The environment is more powerful than the will.

Witness the rate of failure for diets, New Year’s Resolutions, or any other attempted habit change in the lives of people around you. Are these failures of the will? Do people simple lack the character and drive to succeed? Perhaps. But there is ample evidence that the x-factor is not willpower. It seems changing the external environment sometimes works better than relying on raw will. Wray Herbert recently wrote about this in The Perils of Willpower:
[Northwestern University psychologist Loran Nordgren and colleagues] contacted about 50 smokers who were trying to quit through a smoking cessation program. All had gone without a smoke for at least three weeks, which means that their physical withdrawal cravings were past. The researchers began by giving the smokers a questionnaire to gauge their beliefs about their ability to control their impulses and withstand temptation. Then they asked them a series of questions about the steps they took to avoid being around cigarettes: Do you avoid people who smoke? Ask people not to smoke? Sneak an occasional drag? And so forth.

Four months later, they contacted the recovering smokers again to see how they were doing with their effort to quit. They expected that their beliefs would shape their risky behavior, which would in turn influence success or failure. And that’s precisely what they found. As reported in the December issue of the journal Psychological Science, quitters who were confident in their powers of self-restraint were more apt to hang around smokers and keep cigarettes around--and were also more likely to relapse. Those who felt weak and vulnerable had a higher rate of success.
Those who did not believe as strongly in their willpower changed their environment; that change, in turn, supported their change in behavior.

They are not alone. In many circumstances, changing the context of a decision improves the decision. In Blink, Malcolm Gladwell offers several examples, including maestros of American orchestras. Gladwell says they began making less biased and more meritocratic hiring decisions when screens were introduced in audition halls. The screens removed the temptation (or tendency) to stereotype musicians based on gender, posture, or dress; audition evaluations became more accurate and pure.

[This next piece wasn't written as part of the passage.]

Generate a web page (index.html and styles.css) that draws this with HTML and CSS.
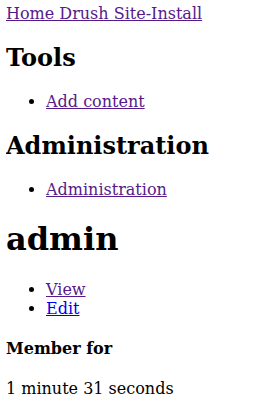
FILE: index.html
```html
<!DOCTYPE html>
<html>
<head>
    <title>admin | Drush Site-Install</title>
    <meta charset="utf-8">
    <link rel="stylesheet" href="styles.css">
</head>
<body>
    <div class="site-branding">
        <a href="#" class="visited">Home Drush Site-Install</a>
    </div>

    <!-- Tools menu -->
    <h2>Tools</h2>
    <ul>
        <li><a href="#" class="visited">Add content</a></li>
    </ul>

    <!-- Admin menu -->
    <h2>Administration</h2>
    <ul>
        <li><a href="#" class="visited">Administration</a></li>
    </ul>

    <h1>admin</h1>
    <ul>
        <li><a href="#" class="visited">View</a></li>
        <li><a href="#">Edit</a></li>
    </ul>

    <h4>Member for</h4>
    <p>1 minute 31 seconds</p>
</body>
</html>
```

FILE: styles.css
```css
body {
    font-family: "DejaVu Serif", serif;
    color: #000;
    margin: 4px 6px 8px;
}

a {
    color: #0000ee;
}

a.visited {
    color: #551a8b;
}
```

In the “life hacks” movement, Merlin Mann and Danny O’Brien have used the term “useful landmines”--something you put in your path that makes it easier to succeed (or harder to give in) when trying to change a behavior. In 2005, Mann wrote about several such tricks suggested by Dr. Stephanie Burns:
You want to start carrying a bit of cash and not using your credit card.
Make it hard to do. Freeze your credit card in a block of ice.

You want to move more, your [sic] annoyed at your inactivity.
Make it easier to do. Take your TV remote to work and leave it there.

You want the habit of waking up 20 minutes earlier but keep pushing the alarm snooze.
Make it hard to stay in bed. Move the alarm, set the lights on a timer, set the TV on a timer.
In Ready For Anything producitivity guru David Allen refers to these kinds of modest environmental changes as the “a fundamental productivity gimmick,” which he refers to with the shorthand of “Put it in front of the door.” If you have something that you must take to work the next morning, the best place to put it the night before is right in front of the door. You can’t possibly miss it on your way out the next morning. He says the principle generalizes to other areas of life--putting goals, aspirations, and possible actions in front of the “door” of our awareness on a regular basis leads to accomplishment.

You may believe in willpower and self-reliance, but ask yourself how well you are doing in changing whatever habit you want to change or achieving whatever long-term goals you hold. If you struggle with these things--or simply want to make it easier--leverage your environment. Ask what you can add (or subtract) from your surroundings that might make it easier (or harder) to do what you should or shouldn’t. Who you are hanging out with who isn’t helping? Who should you pal around with that might help? Look for changes you can make to your context that turn the right thing to do into the easy thing to do.

And if you feel defensive about your willpower and ability to change--or feel uncomfortable being at the mercy of your environment--then remind yourself that you are the one who is taking control of that environment to reinforce your positive changes in a moment of weakness.